Summerfield Healthcare increased the cost of one of its home delivery Covid-19 testing kits from £149 to £249, citing increased demand and supplier costs.
How do they work?
Mail order services provide a throat and nasal swab for customers to use before sending on to a laboratory for analysis.
Most tests are based on the detection of small amounts of genetic material specific to the virus, using a method called polymerase chain reaction (PCR). These can take several days to provide a result, although it is hoped that new technologies will come on board to speed up this process.
Alternatively, small proteins from the virus (antigens) can be detected which provide a more rapid, but less accurate answer.
Are there enough tests kits currently available?
Several labs which offered private tests during the initial days of the outbreak are now starting to supply the NHS for its own testing needs, creating a backlog for private users.
AlphaBiolabs, based in Cheshire, said that although it had hundreds of orders from employers to test their workforces, in order to “to keep supply chain businesses operational”, it had decided to supply all its initial stock to the NHS at cost price.
How long before I get a result?
Results are promised within days of receipt of an individual’s samples, though in some cases customers are being advised that due to “a high volume of requests” there may be longer delays.
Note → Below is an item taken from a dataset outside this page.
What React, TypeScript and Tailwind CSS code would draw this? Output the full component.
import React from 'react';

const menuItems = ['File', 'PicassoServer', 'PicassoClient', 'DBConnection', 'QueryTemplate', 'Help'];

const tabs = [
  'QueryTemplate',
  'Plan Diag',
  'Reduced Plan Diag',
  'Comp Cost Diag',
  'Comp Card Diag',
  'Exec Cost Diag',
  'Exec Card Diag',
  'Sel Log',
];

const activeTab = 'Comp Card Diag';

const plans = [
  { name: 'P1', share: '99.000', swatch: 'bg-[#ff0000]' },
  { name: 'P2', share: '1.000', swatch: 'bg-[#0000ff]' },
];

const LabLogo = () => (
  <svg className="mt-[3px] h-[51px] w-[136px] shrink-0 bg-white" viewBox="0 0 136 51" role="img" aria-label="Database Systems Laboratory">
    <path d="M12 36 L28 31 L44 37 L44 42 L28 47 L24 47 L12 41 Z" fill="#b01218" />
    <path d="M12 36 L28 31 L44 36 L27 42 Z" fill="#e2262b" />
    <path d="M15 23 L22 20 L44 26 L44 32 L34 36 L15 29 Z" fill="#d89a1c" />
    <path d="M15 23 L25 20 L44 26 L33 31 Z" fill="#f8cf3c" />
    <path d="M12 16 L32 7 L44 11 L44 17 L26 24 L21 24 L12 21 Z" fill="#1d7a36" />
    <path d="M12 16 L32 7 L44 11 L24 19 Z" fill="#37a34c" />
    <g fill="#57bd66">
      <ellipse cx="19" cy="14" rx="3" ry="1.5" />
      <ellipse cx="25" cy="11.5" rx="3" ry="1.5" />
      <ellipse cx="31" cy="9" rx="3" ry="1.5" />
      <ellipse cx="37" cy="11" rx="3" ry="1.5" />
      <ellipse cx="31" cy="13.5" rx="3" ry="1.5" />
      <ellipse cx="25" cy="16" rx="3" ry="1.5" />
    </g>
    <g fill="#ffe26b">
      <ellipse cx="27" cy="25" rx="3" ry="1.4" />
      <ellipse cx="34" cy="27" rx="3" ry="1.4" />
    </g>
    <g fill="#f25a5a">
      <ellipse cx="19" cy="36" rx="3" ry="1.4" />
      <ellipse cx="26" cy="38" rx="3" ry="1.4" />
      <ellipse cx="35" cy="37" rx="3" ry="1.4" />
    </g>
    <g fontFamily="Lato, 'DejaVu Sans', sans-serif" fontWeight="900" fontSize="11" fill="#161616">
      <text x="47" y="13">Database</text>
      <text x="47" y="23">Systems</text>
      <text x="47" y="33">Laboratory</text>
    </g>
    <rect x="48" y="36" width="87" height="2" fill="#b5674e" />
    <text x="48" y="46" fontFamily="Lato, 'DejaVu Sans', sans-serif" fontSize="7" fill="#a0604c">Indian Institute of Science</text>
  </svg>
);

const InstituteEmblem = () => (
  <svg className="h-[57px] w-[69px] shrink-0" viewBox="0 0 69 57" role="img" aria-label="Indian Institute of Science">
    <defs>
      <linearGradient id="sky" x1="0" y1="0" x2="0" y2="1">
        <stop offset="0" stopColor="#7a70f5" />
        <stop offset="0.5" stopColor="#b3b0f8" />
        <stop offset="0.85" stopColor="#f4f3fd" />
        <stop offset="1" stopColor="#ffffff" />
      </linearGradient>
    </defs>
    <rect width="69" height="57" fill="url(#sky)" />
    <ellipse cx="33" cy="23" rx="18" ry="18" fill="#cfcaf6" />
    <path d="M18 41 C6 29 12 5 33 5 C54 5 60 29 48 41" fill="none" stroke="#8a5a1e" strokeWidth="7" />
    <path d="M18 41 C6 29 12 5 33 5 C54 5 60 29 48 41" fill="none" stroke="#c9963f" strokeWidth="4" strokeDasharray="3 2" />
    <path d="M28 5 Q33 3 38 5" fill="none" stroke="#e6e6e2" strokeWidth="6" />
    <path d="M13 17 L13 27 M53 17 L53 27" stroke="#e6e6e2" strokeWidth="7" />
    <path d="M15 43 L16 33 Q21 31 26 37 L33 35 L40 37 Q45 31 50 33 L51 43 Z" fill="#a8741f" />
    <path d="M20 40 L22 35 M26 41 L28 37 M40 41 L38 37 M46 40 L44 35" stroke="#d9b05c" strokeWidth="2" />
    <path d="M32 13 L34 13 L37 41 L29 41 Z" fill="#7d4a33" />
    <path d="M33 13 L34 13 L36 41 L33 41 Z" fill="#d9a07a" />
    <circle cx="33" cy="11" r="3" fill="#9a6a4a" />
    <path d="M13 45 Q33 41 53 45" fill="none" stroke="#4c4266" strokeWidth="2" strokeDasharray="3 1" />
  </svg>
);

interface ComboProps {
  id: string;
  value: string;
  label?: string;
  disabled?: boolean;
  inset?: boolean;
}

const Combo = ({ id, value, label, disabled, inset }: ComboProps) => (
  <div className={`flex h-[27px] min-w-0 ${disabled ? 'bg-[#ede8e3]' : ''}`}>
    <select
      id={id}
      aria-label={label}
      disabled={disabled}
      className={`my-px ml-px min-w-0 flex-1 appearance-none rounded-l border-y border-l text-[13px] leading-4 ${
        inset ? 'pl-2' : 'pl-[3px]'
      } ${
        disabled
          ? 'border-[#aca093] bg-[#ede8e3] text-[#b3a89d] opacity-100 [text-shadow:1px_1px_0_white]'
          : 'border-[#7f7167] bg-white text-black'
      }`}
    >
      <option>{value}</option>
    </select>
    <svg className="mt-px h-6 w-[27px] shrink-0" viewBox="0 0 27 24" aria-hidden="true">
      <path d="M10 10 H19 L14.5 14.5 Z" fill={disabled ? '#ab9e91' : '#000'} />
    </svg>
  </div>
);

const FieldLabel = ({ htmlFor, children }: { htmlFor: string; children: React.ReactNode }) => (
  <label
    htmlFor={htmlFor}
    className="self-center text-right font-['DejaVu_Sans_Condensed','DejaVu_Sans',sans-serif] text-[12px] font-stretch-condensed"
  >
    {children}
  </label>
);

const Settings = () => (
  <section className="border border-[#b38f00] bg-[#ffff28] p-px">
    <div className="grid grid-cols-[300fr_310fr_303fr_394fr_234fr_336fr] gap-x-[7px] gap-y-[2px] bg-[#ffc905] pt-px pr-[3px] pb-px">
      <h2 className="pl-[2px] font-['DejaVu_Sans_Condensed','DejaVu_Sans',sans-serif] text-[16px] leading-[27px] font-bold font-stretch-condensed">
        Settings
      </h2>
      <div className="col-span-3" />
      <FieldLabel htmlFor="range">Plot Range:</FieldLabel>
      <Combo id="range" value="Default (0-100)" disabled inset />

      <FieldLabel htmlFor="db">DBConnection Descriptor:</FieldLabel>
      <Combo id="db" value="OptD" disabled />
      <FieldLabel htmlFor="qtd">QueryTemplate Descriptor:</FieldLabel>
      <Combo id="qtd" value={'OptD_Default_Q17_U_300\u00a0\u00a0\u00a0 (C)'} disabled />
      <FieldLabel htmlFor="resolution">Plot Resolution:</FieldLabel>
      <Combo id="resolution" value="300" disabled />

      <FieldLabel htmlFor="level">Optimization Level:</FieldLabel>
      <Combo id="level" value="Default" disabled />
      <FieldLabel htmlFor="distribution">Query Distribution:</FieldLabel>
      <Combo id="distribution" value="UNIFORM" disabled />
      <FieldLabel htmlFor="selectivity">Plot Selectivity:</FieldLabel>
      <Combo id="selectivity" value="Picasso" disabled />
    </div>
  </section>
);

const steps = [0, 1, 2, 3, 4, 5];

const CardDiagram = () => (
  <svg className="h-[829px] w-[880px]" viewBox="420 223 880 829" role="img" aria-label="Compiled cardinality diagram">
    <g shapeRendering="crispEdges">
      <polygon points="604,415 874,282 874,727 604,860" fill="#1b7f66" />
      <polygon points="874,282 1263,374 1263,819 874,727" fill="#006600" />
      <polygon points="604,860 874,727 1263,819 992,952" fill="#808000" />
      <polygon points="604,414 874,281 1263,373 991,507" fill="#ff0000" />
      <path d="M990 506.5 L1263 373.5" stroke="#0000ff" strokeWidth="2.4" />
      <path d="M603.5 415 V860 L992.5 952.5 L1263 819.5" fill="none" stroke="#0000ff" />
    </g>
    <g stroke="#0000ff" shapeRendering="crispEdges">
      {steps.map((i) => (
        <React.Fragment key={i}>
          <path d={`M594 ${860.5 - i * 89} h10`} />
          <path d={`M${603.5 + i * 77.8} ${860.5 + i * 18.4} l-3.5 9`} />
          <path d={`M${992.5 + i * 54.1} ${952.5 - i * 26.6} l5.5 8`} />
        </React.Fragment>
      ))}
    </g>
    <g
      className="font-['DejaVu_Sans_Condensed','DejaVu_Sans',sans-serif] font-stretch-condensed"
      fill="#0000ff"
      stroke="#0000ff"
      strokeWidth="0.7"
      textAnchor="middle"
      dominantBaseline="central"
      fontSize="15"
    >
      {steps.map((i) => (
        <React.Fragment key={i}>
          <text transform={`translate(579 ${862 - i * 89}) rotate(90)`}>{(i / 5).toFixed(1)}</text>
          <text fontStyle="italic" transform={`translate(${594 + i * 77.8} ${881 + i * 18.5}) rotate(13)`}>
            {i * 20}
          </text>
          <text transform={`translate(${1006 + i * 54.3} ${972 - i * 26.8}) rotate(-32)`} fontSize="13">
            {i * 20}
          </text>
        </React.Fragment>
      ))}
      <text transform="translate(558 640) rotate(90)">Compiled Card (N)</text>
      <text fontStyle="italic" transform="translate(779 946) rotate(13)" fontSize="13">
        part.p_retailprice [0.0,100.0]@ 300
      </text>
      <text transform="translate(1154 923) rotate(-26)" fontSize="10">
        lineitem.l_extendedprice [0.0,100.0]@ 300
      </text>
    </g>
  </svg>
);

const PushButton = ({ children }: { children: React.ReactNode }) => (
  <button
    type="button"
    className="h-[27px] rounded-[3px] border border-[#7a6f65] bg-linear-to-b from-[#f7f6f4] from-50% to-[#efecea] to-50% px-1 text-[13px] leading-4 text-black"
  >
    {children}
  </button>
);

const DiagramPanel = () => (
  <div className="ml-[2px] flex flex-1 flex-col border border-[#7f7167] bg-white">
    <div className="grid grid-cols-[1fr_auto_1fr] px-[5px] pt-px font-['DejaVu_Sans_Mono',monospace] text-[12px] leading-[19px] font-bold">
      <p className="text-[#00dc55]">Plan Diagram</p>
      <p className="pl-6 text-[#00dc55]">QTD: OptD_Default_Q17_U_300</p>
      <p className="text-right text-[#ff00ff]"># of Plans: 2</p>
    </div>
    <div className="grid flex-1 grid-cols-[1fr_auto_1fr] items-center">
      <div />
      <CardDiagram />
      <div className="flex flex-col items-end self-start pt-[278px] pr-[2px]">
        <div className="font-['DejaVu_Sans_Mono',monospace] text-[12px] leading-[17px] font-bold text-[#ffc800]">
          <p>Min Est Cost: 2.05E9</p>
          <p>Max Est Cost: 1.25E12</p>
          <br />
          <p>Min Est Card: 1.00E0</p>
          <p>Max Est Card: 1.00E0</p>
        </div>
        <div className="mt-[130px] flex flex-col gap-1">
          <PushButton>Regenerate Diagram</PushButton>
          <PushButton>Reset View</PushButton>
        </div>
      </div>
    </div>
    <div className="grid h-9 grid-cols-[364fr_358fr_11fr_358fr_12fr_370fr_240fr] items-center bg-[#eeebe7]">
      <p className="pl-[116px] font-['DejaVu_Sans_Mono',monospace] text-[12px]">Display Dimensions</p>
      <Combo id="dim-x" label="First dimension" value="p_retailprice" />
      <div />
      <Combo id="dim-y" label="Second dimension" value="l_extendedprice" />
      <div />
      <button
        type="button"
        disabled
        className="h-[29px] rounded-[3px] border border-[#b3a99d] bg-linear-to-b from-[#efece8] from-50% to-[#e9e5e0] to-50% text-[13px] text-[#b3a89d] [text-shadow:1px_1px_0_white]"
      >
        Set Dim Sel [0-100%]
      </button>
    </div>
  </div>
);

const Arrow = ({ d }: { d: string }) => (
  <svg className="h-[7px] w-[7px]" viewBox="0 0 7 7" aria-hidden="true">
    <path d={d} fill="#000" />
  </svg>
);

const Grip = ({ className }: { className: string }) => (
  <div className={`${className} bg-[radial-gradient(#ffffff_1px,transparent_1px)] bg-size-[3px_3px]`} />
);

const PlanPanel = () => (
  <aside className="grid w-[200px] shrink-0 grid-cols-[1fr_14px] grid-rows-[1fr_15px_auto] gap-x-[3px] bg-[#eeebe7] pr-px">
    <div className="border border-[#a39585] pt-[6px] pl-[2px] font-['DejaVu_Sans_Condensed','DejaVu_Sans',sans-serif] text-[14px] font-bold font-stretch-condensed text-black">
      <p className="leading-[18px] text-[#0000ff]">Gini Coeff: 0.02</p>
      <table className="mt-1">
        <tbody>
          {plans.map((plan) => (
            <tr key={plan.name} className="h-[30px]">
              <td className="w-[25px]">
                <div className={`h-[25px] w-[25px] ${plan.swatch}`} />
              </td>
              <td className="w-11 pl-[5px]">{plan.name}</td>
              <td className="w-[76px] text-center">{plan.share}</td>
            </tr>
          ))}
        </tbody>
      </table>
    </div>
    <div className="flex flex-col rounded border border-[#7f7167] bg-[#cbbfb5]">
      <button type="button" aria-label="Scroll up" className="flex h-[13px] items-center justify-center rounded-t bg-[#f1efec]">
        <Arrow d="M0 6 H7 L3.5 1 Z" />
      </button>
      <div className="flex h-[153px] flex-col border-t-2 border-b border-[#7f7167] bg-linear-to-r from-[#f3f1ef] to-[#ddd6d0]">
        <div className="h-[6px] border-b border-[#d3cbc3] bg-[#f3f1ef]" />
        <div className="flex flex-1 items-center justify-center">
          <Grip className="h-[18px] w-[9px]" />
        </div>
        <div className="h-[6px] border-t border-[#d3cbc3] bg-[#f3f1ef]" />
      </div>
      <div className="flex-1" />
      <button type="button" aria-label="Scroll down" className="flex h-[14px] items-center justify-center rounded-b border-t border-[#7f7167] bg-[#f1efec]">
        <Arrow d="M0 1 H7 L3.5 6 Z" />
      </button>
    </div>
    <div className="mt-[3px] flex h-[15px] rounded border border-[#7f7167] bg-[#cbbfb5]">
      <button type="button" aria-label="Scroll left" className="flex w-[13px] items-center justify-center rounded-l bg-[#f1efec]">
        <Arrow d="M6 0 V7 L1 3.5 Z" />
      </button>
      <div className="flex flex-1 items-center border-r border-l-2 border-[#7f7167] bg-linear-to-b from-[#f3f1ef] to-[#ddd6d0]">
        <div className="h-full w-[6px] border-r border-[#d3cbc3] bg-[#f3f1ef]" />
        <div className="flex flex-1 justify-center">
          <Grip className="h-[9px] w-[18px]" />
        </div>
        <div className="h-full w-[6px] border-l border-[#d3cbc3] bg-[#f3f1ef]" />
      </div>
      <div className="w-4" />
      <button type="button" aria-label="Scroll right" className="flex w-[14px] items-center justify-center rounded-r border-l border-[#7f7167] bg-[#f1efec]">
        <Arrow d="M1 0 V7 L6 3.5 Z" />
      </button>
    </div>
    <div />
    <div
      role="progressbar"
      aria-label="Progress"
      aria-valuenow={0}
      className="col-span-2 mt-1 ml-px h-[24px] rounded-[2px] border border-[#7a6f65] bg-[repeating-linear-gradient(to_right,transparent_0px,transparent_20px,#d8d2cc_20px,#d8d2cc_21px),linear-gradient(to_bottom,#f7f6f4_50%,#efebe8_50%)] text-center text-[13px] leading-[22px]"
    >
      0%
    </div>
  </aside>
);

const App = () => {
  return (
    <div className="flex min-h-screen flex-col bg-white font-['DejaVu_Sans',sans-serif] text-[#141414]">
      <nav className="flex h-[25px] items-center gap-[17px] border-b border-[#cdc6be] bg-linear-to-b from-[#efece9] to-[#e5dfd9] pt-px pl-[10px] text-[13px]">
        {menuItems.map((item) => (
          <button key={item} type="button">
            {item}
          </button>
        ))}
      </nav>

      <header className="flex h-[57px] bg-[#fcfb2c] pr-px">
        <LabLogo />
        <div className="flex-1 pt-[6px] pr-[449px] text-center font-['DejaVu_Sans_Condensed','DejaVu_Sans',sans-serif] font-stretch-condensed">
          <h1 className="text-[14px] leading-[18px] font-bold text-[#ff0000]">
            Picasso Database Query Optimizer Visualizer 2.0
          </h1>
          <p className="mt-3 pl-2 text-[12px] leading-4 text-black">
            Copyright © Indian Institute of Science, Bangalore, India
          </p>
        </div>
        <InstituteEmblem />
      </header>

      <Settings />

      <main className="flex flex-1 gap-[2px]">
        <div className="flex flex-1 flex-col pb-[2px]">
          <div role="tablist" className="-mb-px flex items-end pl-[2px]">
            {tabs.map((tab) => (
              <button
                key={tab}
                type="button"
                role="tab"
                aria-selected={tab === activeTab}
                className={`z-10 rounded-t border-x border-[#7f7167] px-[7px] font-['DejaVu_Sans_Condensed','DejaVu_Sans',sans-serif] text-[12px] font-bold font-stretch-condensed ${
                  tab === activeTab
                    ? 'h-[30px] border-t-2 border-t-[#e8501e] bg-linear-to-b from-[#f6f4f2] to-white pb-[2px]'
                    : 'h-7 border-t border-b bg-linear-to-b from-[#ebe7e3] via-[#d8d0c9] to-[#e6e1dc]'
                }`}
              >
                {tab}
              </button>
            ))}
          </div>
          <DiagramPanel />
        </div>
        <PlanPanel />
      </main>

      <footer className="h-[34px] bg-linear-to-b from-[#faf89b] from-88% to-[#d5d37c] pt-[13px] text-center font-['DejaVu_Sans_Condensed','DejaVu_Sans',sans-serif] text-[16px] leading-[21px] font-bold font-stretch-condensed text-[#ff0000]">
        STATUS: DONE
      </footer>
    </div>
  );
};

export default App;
County Antrim based Randox Laboratories, which also conducts tests for a number of other private clinics, is understood to be increasing its capacity so that it can begin to process 5,000 tests a week.
Do private tests work?
Public Health England(PHE) advises the public to avoid “rapid, at-home coronavirus tests” because there is “little information” on their accuracy or their “suitability for diagnosing COVID-19 infection in a community setting”.
PHE warns that it is not known whether either a positive or negative result from these tests is reliable.
It says it has begun evaluating a number of commercial tests but has yet to approve any.
The Medicines and Healthcare Products Regulatory Agency (MHRA) has also warned that unlicensed and unsafe coronavirus tests could flood the market as fraudsters seek to cash-in on the pandemic.
Will my employer accept the results of a private test?
Many employers are understood to be cautious about accepting the results of private tests, given questions over their reliability and the risk of a member of staff ‘cleared’ as not having the virus still passing it onto others in the workplace.
Edwin Morgan, Director of Policy at The Institute of Directors, told The Telegraph: “Public Health England haven’t been advocating the use of home testing kits, and company directors will be taking their lead from official guidance.
“Employers have a duty of care to their people, and will also be trying to be as responsible as they can to help prevent the spread of the virus. Inevitably there will be grey areas, and companies will have to make what they consider to be the best decision in these very difficult circumstances.”